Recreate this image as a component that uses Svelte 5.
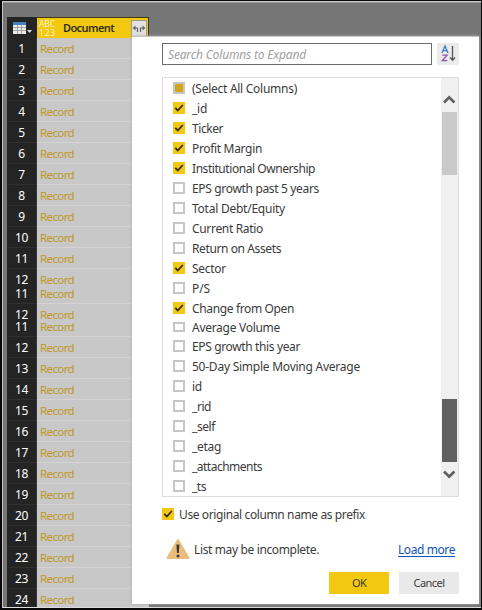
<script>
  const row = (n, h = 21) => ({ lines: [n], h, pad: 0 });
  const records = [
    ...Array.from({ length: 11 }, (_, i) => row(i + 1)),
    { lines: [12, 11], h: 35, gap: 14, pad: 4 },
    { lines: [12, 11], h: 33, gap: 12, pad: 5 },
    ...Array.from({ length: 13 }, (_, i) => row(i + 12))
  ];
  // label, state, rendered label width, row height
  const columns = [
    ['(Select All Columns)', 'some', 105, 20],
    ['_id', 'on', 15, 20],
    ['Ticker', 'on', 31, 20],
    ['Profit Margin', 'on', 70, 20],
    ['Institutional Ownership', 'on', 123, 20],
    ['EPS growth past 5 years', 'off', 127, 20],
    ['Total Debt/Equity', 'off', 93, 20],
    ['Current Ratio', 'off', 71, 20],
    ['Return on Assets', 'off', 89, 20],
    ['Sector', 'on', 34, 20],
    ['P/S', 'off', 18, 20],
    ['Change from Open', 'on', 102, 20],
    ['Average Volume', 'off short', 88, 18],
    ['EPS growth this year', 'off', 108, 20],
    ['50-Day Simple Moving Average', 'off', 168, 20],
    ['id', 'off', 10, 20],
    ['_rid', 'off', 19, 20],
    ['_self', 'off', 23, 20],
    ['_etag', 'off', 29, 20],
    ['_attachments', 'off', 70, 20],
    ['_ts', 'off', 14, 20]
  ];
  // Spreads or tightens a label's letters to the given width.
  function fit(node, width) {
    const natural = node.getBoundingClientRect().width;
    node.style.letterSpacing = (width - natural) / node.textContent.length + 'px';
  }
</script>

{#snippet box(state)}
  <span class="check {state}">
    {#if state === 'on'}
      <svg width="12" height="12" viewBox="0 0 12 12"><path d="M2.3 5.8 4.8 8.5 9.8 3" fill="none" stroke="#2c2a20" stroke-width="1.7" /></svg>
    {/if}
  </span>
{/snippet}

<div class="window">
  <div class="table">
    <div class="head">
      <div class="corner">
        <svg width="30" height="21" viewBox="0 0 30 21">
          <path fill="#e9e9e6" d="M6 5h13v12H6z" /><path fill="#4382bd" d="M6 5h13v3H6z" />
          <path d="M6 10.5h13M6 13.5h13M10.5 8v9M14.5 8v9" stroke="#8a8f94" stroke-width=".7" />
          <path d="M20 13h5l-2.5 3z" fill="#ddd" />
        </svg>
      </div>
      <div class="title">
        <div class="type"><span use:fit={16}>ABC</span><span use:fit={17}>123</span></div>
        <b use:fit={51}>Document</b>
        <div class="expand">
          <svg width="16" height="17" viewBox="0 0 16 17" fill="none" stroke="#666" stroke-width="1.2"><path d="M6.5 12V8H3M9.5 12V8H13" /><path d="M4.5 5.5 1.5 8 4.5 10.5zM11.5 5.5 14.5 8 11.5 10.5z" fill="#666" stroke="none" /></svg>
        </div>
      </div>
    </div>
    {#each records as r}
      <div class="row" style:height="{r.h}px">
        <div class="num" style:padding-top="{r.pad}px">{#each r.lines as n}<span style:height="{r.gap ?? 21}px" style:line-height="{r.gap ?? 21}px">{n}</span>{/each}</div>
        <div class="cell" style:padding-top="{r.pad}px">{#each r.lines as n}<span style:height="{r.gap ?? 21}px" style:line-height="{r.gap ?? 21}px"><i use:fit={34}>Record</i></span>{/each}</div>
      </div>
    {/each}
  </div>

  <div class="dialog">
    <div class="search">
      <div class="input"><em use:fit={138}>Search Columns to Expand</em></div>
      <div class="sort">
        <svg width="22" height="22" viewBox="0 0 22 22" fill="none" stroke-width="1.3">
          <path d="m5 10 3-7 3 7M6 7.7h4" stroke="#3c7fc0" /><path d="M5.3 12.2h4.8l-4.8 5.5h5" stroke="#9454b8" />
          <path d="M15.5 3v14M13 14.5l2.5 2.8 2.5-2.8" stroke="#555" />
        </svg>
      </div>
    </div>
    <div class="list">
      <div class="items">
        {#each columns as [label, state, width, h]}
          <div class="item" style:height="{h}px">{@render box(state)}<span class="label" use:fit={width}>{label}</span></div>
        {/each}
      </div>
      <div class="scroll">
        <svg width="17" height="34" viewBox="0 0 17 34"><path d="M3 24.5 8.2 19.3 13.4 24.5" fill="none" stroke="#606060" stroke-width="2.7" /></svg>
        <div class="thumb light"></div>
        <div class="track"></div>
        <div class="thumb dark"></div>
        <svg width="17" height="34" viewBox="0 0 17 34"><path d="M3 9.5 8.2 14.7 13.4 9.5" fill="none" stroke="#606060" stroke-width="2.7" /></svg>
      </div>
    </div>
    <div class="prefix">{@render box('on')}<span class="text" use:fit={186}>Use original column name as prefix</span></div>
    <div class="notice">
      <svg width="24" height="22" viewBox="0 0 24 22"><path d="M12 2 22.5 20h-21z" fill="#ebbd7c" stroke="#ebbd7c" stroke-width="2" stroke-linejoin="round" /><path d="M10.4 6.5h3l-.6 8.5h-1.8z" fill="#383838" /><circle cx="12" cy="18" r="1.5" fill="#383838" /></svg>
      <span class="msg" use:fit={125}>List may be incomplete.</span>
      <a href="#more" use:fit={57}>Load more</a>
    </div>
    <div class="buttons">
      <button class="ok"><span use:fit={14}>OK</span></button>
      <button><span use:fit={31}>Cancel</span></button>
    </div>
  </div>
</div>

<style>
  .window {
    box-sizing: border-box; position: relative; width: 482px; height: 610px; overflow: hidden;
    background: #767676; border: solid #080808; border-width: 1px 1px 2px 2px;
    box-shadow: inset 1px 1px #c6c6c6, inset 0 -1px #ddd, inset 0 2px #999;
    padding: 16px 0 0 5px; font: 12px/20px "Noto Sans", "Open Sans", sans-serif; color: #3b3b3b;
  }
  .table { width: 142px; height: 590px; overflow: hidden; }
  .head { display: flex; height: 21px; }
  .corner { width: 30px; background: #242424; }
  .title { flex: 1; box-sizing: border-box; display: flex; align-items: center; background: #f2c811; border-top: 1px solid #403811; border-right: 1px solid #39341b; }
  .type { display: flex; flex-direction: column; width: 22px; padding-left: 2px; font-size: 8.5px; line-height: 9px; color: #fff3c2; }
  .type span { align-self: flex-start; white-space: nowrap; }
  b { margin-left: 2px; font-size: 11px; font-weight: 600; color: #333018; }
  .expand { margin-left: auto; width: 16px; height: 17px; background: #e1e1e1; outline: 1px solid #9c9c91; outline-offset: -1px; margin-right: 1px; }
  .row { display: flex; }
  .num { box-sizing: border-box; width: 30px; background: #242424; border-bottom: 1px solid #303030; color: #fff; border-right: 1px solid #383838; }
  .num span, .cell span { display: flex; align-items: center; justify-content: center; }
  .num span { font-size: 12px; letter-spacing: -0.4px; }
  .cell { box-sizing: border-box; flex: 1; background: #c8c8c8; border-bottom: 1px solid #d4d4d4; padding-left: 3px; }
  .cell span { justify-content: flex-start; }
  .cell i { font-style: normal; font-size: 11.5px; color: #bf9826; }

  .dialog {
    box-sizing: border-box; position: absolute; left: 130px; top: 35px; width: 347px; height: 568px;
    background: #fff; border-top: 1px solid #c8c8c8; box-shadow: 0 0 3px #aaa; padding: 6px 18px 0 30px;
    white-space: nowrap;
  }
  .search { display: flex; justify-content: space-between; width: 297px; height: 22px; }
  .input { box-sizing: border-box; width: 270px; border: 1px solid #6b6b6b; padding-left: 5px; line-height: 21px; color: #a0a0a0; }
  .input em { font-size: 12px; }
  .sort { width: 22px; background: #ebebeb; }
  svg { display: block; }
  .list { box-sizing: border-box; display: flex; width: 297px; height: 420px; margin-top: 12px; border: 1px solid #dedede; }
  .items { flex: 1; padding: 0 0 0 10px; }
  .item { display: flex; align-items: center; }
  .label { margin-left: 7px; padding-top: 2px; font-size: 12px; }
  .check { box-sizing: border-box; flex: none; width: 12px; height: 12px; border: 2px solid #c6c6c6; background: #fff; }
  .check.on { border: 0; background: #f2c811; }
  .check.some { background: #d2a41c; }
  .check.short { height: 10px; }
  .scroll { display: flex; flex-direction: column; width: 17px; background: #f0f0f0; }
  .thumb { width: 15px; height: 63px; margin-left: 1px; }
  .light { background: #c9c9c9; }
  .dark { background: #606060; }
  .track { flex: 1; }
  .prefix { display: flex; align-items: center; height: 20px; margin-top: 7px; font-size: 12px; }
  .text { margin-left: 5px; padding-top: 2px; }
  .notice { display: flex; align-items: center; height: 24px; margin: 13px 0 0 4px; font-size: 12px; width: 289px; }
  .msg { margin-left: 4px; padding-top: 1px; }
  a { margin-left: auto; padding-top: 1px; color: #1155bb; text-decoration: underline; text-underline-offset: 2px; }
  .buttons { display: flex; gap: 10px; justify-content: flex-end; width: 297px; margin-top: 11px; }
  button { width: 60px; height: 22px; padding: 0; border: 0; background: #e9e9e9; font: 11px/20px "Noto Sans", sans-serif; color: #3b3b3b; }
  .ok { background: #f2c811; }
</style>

────────────────────────────────────────

How many of the lines above contain the string "this"? Give the number only.

▶ In response
2